Friday, March 4, 2016

If the Federal Government Creates Dollars, Why Borrow?

If you believe that the federal government truly must borrow and tax to be able to spend, then quit reading and move on because you won't accept what I'm about to tell you anyway. But if you acknowledge that the federal government creates US dollars and wonder why, with that ability, it taxes and borrows as well as spends, then listen up.

But first, let me acknowledge that there is some truth to the common assertion that "printing" too much money could, under conditions of full production, cause inflation. So for you folks who like to talk about the US turning into the Weimar Republic or Zimbabwe, this is for you.

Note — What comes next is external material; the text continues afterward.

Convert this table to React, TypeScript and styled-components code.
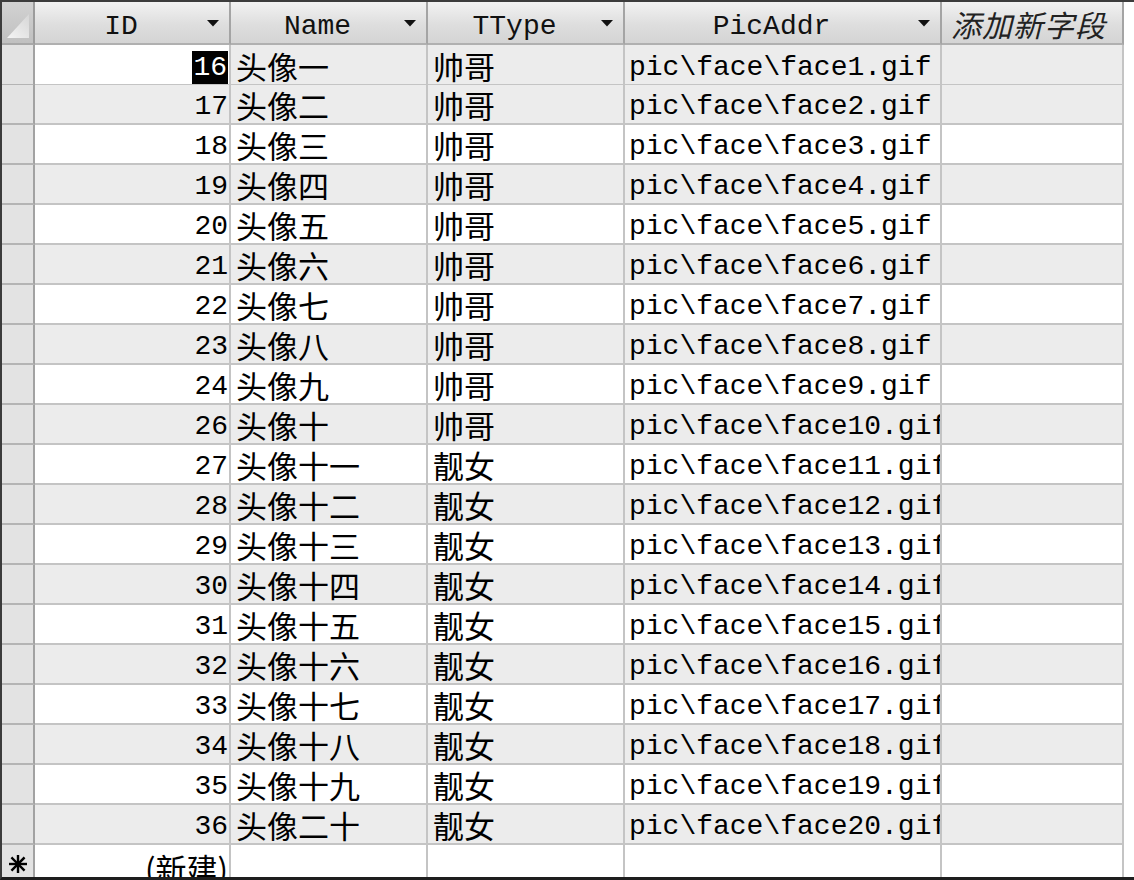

Now, as I have said many times, federal spending creates US dollars while federal taxing destroys US dollars. The federal government's ability to create dollars gives it the ability to spend however much Congress wants to spend, even if there were no such thing as taxes. The purpose of taxing, then, is not to respend those dollars. Taxes do not produce revenue. There is no operational need for revenue. There are a few reasons for having taxes, all pure policy, but the main purpose for having federal taxes is a policy decision to reduce the supply of US dollars in order to prevent inflation. Taking dollars out of circulation helps prevent there being too much money and theoretically helps thwart inflation. It may not really be necessary to tax in order to check inflation, but policy is policy.

Okay. But why does the federal government borrow?

The same reason - to prevent inflation.
Each year the government spends about $4 trillion and taxes back about $3+ trillion. That leaves about $1 trillion or so more spent than destroyed. That $1 trillion or so is called the federal deficit and could be inflationary, or so Congress thinks. In order to remove that $1 trillion deficit from circulation and keep it from being inflationary, Congress has mandated that the Treasury offer the public very safe savings accounts in which to hold those extra dollars. Thus, the Treasury "sells" Treasury securities which means the Treasury accepts and holds onto peoples' current dollars in exchange for a promise to give those dollars back later with interest. And each year they do it in the amount of the deficit. Over the years those Treasury security savings accounts add up and now have reached $19 trillion, otherwise known as the federal debt. Imagine that. The combined private sector savings at the Treasury is called the federal debt and considered by many to be a big problem of some kind. I'm still trying to figure out why savings is a problem.

So with all the newly created and spent US dollars taken out of circulation by taxes and "borrowing", we can safely say that federal spending is not inflationary.

Yet, we still have inflation to varying degrees. Why? Not from federal spending. Taxes and "borrowing" have seen to that. But the federal government does not control all spending. The private sector creates "money" (although not US dollars) by bank lending and credit creation. All the debt money created by the private sector amounts to about $12 trillion a year compared to the $4 trillion actual dollars created by the federal government, it's easy to see that any inflation pressure (which hasn't been much in recent years) comes from the private financial sector, not federal spending.

So there you have it. The federal government has reasons for taxing and borrowing, but those reasons have nothing to do with its ability to spend. That makes any accusations of the government taking money from some people in order to give it to some other people inherently false.